The current Farm Bill process has now been underway for over 2 years. In 2012, the 2008 Farm Bill was extended for 1 year as larger budget issues delayed the standard process. In 2013, both the Senate and House have passed Farm Bills which are currently being reconciled in a Conference Committee comprised of members from both chambers.
Both versions are credited with achieving savings relative to existing programs via changes to the Commodity, Nutrition, and Conservation, and Crop Insurance Titles. These proposed changes suggest a shift in farm program focus from income supports to risk management where the federal crop insurance program serves as the main safety net for crop producers.
Existing commodity programs – direct and counter-cyclical, ACRE, and SURE – are eliminated in both Farm Bill proposals.

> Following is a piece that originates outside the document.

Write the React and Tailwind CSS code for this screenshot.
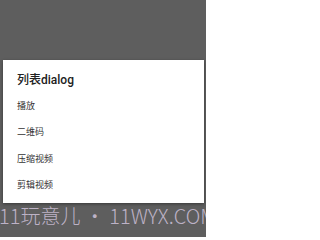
export default function App() {
  const items = ["播放", "二维码", "压缩视频", "剪辑视频"];

  return (
    <div
      className="w-[206px] h-[237px] bg-[#5e5e5e] overflow-hidden flex flex-col pt-[60px]"
      style={{ fontFamily: 'Roboto, "Noto Sans CJK SC", sans-serif' }}
    >
      <div className="ml-[3px] w-[201px] h-[143px] bg-white shadow-[0_1px_3px_rgba(0,0,0,0.4)] flex flex-col pt-[12px]">
        <div className="px-[14px] text-[12px] leading-[16px] font-medium text-[#212121]">列表dialog</div>
        <div className="mt-[5px] flex flex-col">
          {items.map((item) => (
            <div key={item} className="h-[26.5px] flex items-center px-[14px] text-[9px] text-[#333333]">
              {item}
            </div>
          ))}
        </div>
      </div>
      <div
        className="whitespace-nowrap text-[20px] leading-[24px] font-light text-[#bdb2c6] mt-[1px] -ml-[1px]"
        style={{ fontFamily: '"Noto Sans CJK SC", sans-serif' }}
      >
        11玩意儿 • 11WYX.COM
      </div>
    </div>
  );
}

The Senate version replaces these programs with the combination of both price supports and a shallow-loss revenue program. The House version would offer producers the choice between price supports with updated target prices for eligible commodities, or a county-level shallow-loss revenue program. In addition, a new crop insurance program – the Supplemental Coverage Option – is created in both versions.
The price support programs in the Senate and House Farm Bills differ along two important dimensions. The Senate price support program bases payments on historical base acreage and sets the reference price levels equal to a percentage of the rolling average of national marketing year average prices. Thus, reference prices would adjust with the market. In contrast, the House price support program would continue to use fixed price support levels and base payments on planted acreage. Thus, price support payments would be tied to, or “coupled” with, farmers’ production decisions.
The shallow loss revenue programs base their guarantees on Olympic averages of recent yields and national cash prices, and have payment limits and eligibility rules based on adjusted gross income.
In contrast, supplemental insurance coverage bases its guarantee on insurance (futures) prices and trend yields and will not be subject to payment limitations, but will require the producer to pay a subsidized portion of the premium.
Thus, these new and modified programs will require producers to make choices among programs which offer varying forms of price and yield risk protection. Furthermore, their individual crop insurance purchases may also influence the risk protection offered by the supplemental insurance coverage option and their choice among the modified commodity programs.
The two versions of the Farm Bill achieve a substantially different level of savings out of the food assistance programs, mostly from the Supplemental Nutrition Assistance Program (SNAP, formerly known as food stamps). More importantly, the policies that each uses to achieve those savings have significant political implications for passing the Farm Bill through the House and the Senate and getting it signed into law by President Obama.
Despite more than 2 years of debate, the likelihood of a Farm Bill being passed in 2013 is still very uncertain. The Farm Bill Conference Committee is currently working towards creating a Farm Bill keeping in mind the December 13 deadline for the Budget Committee.